Para o provincial dos jesuítas o padre Manuel Antunes é uma “referência incontornável”, sobretudo no modo como construiu pontes. “Independentemente de tudo o que escreveu, do que fez, o que mais aprecio no seu legado é a sua capacidade de um diálogo sincero com o tempo presente” e a sua “grande capacidade de entrar em diálogo crítico e generoso com o tempo que lhe foi dado viver, e nesse sentido alguém com grande capacidade de estabelecer pontes, de encontrar pessoas, de gerar empatia, e tudo isso faz com que ele hoje seja recordado com grande simpatia, afeto”, disse o padre José Frazão Correia. “Sem dúvida que é um jesuíta não apenas que recordamos, mas com o qual temos muito que aprender ainda hoje”, sublinhou ainda.
“Foi um dos nossos grandes professores”, lembrou o diretor da Faculdade de Letras de Lisboa, e anfitrião da cerimónia desta quarta-feira, para quem foi o estilo com que comunicava que marcou tantos alunos. “Ao contrário de certos professores que gritavam muito, ou faziam muitos gestos, o padre Manuel Antunes era famoso por não fazer nenhuma dessas coisas, e aquilo que muitas pessoas que o conheceram ainda se lembram é de ser uma figura pequena, a falar em voz muito baixa para auditórios gigantes de pessoas em silêncio. Isso é a marca de um grande professor”, disse Miguel Tamen.

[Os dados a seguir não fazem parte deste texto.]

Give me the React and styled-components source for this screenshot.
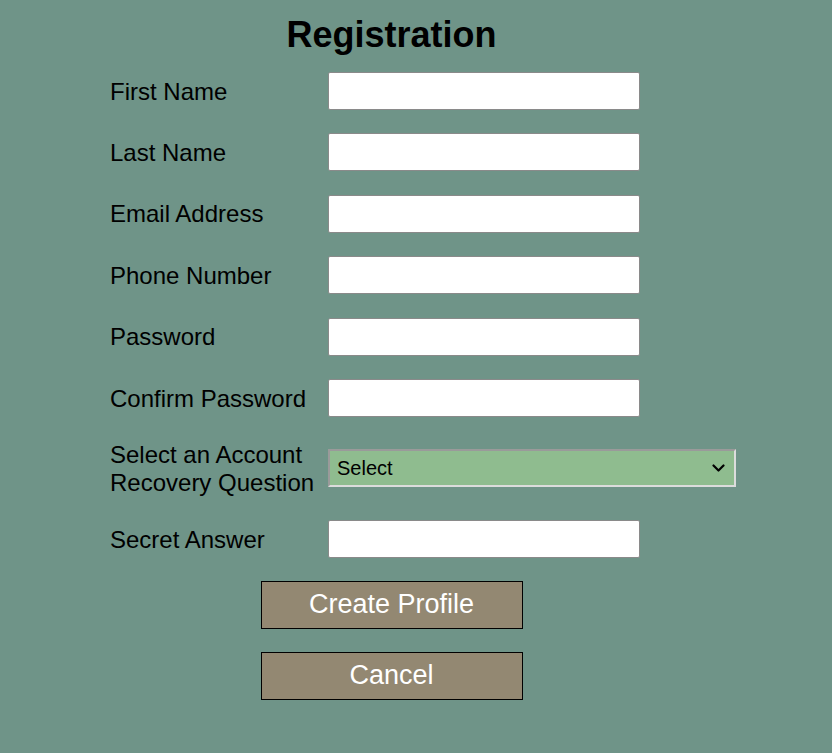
import React from "react";
import styled, { createGlobalStyle } from "styled-components";

const Global = createGlobalStyle`
  html, body { margin: 0; padding: 0; background: #6f9488; }
  body { font-family: "Liberation Sans", Arial, sans-serif; min-height: 753px; }
`;

const Page = styled.div`
  padding: 14px 0 40px 110px;
`;

const Form = styled.form`
  width: 563px;
  display: flex;
  flex-direction: column;
`;

const Title = styled.h1`
  margin: 0 0 17px;
  font-size: 36px;
  line-height: 41px;
  font-weight: bold;
  text-align: center;
  color: #000;
`;

const Fields = styled.div`
  display: grid;
  grid-template-columns: 218px auto;
  row-gap: 23.4px;
  align-items: center;
  justify-items: start;
`;

const Label = styled.label`
  font-size: 24px;
  line-height: 27.6px;
  padding-top: 1px;
  color: #000;
`;

const Input = styled.input`
  box-sizing: border-box;
  width: 312px;
  height: 38px;
  margin: 0;
  background: #fff;
  border: 1px solid #8a8a8a;
  border-radius: 2px;
  font-size: 18px;
  font-family: inherit;
`;

const SelectWrap = styled.div`
  position: relative;
  display: flex;
`;

const Select = styled.select`
  box-sizing: border-box;
  width: 408px;
  height: 38px;
  margin: 0;
  padding: 0 30px 0 7px;
  appearance: none;
  -webkit-appearance: none;
  background-color: #8fbc8f;
  border: 2px solid;
  border-color: #9a9a9a #dcdcdc #dcdcdc #9a9a9a;
  border-radius: 0;
  font-size: 20px;
  font-family: inherit;
  color: #000;
`;

const Chevron = styled.svg`
  position: absolute;
  right: 11px;
  top: 15px;
  width: 13px;
  height: 8px;
  pointer-events: none;
`;

const Buttons = styled.div`
  display: flex;
  flex-direction: column;
  align-items: center;
  gap: 23px;
  margin-top: 23px;
`;

const Button = styled.button`
  box-sizing: border-box;
  width: 262px;
  height: 48px;
  background: #938872;
  border: 1px solid #000;
  border-radius: 0;
  color: #fff;
  font-family: inherit;
  font-size: 27px;
  padding: 0;
  cursor: pointer;
`;

const fields = [
  "First Name",
  "Last Name",
  "Email Address",
  "Phone Number",
  "Password",
  "Confirm Password",
];

export default function App() {
  return (
    <>
      <Global />
      <Page>
        <Form onSubmit={(e) => e.preventDefault()}>
          <Title>Registration</Title>
          <Fields>
            {fields.map((f) => (
              <React.Fragment key={f}>
                <Label>{f}</Label>
                <Input type={f.includes("Password") ? "password" : "text"} />
              </React.Fragment>
            ))}
            <Label>
              Select an Account
              <br />
              Recovery Question
            </Label>
            <SelectWrap>
              <Select defaultValue="">
                <option value="">Select</option>
                <option>What was the name of your first pet?</option>
                <option>What city were you born in?</option>
              </Select>
              <Chevron viewBox="0 0 13 8" fill="none">
                <path d="M1.5 1.5 L6.5 6.5 L11.5 1.5" stroke="#000" strokeWidth="2.2" strokeLinecap="round" strokeLinejoin="round" />
              </Chevron>
            </SelectWrap>
            <Label>Secret Answer</Label>
            <Input type="text" />
          </Fields>
          <Buttons>
            <Button type="submit">Create Profile</Button>
            <Button type="button">Cancel</Button>
          </Buttons>
        </Form>
      </Page>
    </>
  );
}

Na apresentação do programa comemorativo marcou também presença o presidente da câmara da Sertã. Lembrando que o padre Manuel Antunes “nunca renegou as suas origens humildes, nem nunca esqueceu os seus”, José Farinha Nunes disse que são ainda muitos os que naquela vila beirã se recordam “das suas palestras e das suas homílias”. Parte das cerimónias comemorativas deste centenário vão, por isso, passar pela Sertã, incluindo o Congresso Internacional.